UA NEILL OF CLANDEBOYE (Medieval Ireland)

The extensive territory of Clann Aeda Buide—Clandeboye—constituted what is now south County Antrim, north and east County Down, and southeast County Derry. It had formed part of the Anglo-Norman earldom of Ulster before the demise of the de Burgh earls in the early fourteenth century. By about 1350, the area had been seized and settled by a branch of the Uf Neill (O’Neills) descended from Aed Buide (Hugh "the yellow-haired"). These were breakaway members of the lineage with aspirations to the kingship, forced to the margins of Tf nEogain (Tyrone) in the decades after Aed’s death in 1283. Within a century the Clandeboye O’Neills had established themselves as one of the most successful uirrithe, or under kings, to emerge in later medieval Ireland. Theoretically vassals of Ua Neill of Tyrone, in reality they were largely autonomous, acknowledging Ua Neill’s claims to overlordship and paying him tribute only by compulsion. By 1450, their power encompassed most of Antrim and Down, and their chieftain, Ua Neill Buide, was reputed a man of great wealth. According to a later English estimate, probably derived from local native sources, Clandeboye was cattle country, its extensive grazing lands capable of feeding many thousands of cows.

Despite the frequent enmity between them, the Clandeboye O’Neills owed their successful settlement of East Ulster to the actions of the O’Neills of Tyrone—particularly to Niall Mor Ua Neill (d. 1398).
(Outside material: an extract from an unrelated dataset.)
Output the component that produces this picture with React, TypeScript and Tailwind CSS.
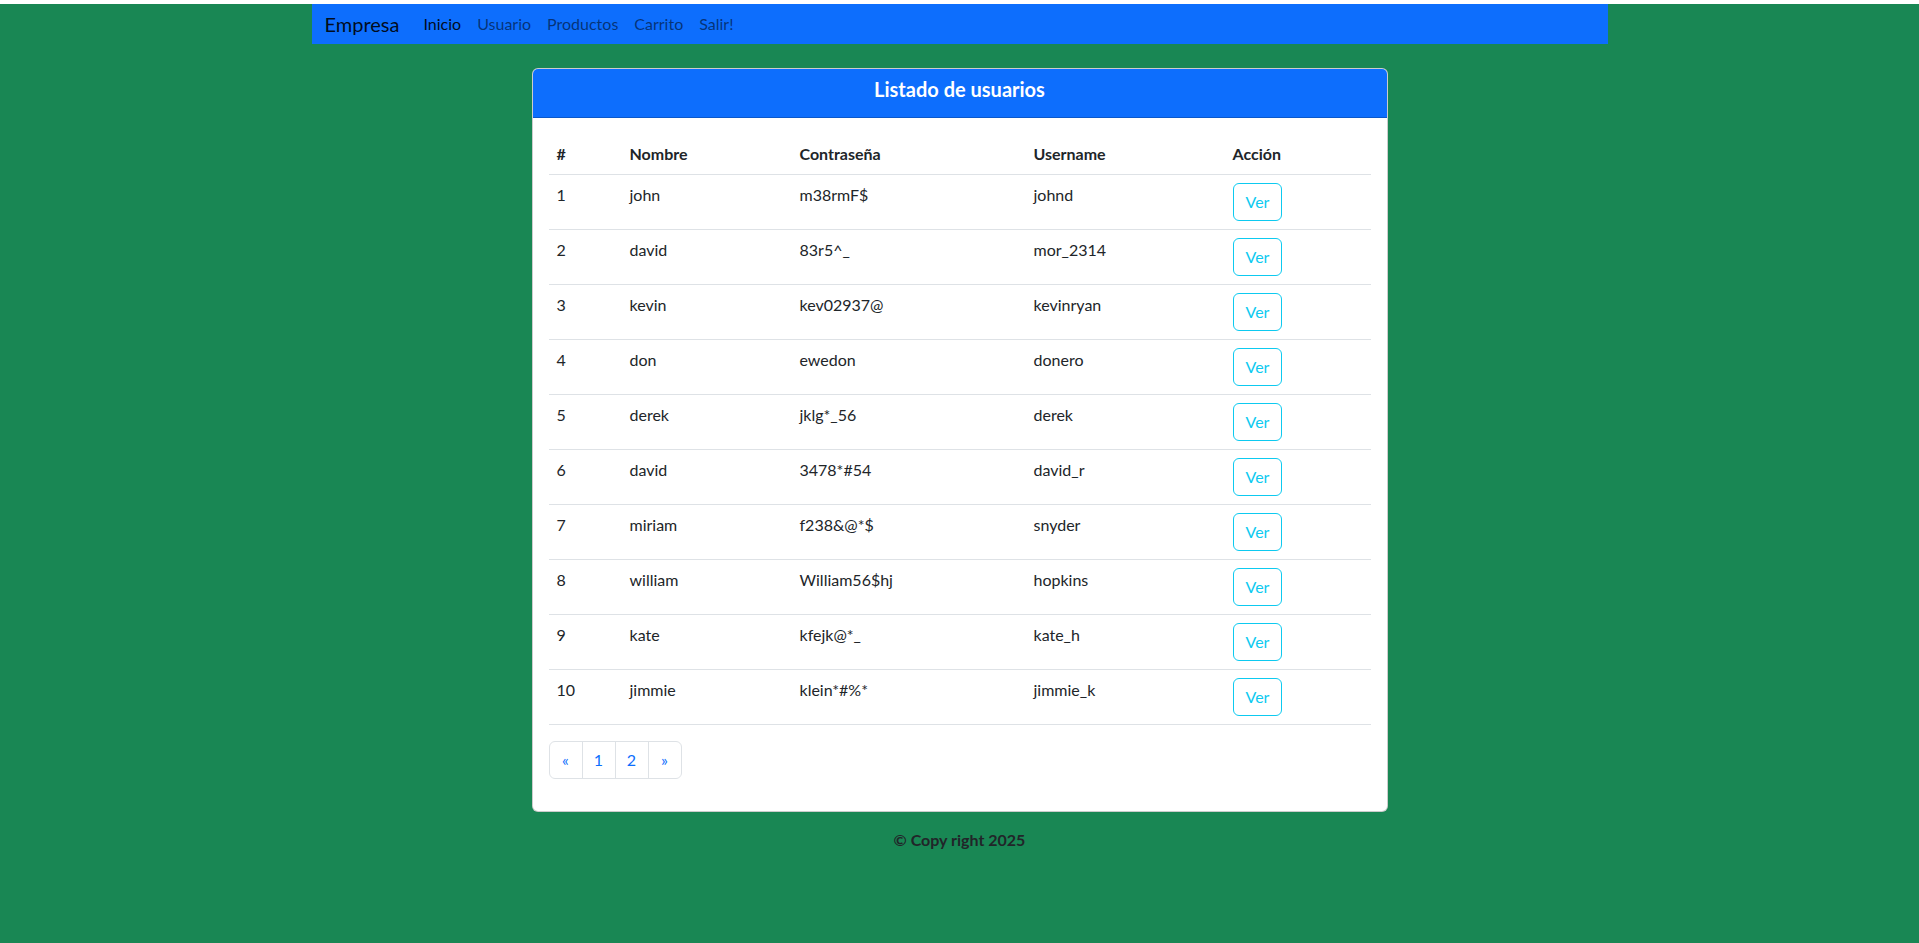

Initially, by driving out many Anglo-Norman settlers, Niall created the vacuum that the Clandeboye sept was able to exploit. Subsequently, by also waging war on the Scottish MacDonnells, he provided the lineage with ready-made allies willing to help them sustain their struggle against him and his successors. The O’Donnells also supported them, as did, occasionally, the English colonial government in Dublin. Thus, when Eoghan, the Great O’Neill, invaded the territory in 1444, the Clandeboye forces were strong enough to defeat him. A similar attempt by Eoghan’s son, Henry (Enrf) Ua Neill, suffered the same fate in 1476. Efforts to rejuvenate the English colony in 1481 collapsed when Conn Ua Neill of Clandeboye had the government-appointed seneschal of Ulster blinded and castrated.


Clandeboye remained strong until the mid-sixteenth century, when a series of successional disputes weakened it internally, and externally it was menaced first by the territorial ambitions of their erstwhile allies, the MacDonnells, and later by the dramatic reemergence of English military power in East Ulster. After 1584, the English government split the lordship between rival claimants, dividing it into North and South Clandeboye, a development that hastened the family’s decline. Their autonomous status disappeared after the Nine Years’ War, and early in the seventeenth century they lost large parts of their territory.

The valuable manuscript book, the Leabhar Cloinne Aodh Buidhe (Royal Irish Academy, MS 24 p. 33), was composed circa 1680 for the then head of the family, Cormac Ua Neill. It contains some uniquely valuable material of late-medieval provenance, most notably the "Ceart Ui Neill," a list of tributes claimed by the O’Neills throughout Ulster, and a duanaire, or bardic poem book, containing poems by members of the O Gnimh, Mac An Bhaird, O Maolchonaire, and Mac Mhuireadhaigh families.